> [ENTRIES PROVIDED]
========================================

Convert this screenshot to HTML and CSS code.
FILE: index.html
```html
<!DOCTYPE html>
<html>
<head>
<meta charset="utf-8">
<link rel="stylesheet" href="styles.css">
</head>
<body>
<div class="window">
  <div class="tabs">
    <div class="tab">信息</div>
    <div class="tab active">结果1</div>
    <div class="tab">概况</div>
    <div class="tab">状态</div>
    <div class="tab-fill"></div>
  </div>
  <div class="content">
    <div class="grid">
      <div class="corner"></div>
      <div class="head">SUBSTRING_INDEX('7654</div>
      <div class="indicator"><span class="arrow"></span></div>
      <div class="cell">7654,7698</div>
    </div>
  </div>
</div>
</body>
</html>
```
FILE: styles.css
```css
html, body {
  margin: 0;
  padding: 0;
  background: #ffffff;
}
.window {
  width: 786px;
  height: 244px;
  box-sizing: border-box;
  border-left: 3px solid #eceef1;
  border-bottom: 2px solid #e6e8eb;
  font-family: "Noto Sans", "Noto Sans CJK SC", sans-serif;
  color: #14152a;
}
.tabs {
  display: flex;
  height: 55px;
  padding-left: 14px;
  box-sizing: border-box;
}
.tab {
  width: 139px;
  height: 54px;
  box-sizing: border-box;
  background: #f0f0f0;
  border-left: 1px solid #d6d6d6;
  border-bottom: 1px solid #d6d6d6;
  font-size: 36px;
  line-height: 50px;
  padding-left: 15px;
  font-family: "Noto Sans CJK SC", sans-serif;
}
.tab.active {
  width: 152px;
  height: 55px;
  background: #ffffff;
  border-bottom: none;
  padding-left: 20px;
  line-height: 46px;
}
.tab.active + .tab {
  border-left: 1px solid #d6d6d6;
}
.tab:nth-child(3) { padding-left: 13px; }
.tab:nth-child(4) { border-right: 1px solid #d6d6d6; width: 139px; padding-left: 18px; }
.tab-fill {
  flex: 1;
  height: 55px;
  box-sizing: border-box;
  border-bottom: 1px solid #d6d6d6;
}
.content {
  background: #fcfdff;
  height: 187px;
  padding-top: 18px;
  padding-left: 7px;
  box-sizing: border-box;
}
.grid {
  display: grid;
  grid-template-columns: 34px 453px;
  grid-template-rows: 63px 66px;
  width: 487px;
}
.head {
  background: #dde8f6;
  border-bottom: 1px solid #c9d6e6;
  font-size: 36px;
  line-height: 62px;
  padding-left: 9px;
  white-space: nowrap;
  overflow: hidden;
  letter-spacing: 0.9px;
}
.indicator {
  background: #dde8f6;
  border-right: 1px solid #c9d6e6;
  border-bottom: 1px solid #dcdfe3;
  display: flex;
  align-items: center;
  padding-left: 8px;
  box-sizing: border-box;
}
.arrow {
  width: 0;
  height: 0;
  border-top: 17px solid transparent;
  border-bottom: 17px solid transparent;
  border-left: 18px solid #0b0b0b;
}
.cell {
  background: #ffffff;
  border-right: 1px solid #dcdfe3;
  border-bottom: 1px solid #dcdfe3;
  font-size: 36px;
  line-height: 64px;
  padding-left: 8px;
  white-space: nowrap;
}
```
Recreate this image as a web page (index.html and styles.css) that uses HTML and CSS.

========================================

Check each line of these records for the string "styles" and state only how many lines have it.

> [TASK OUTPUT] 3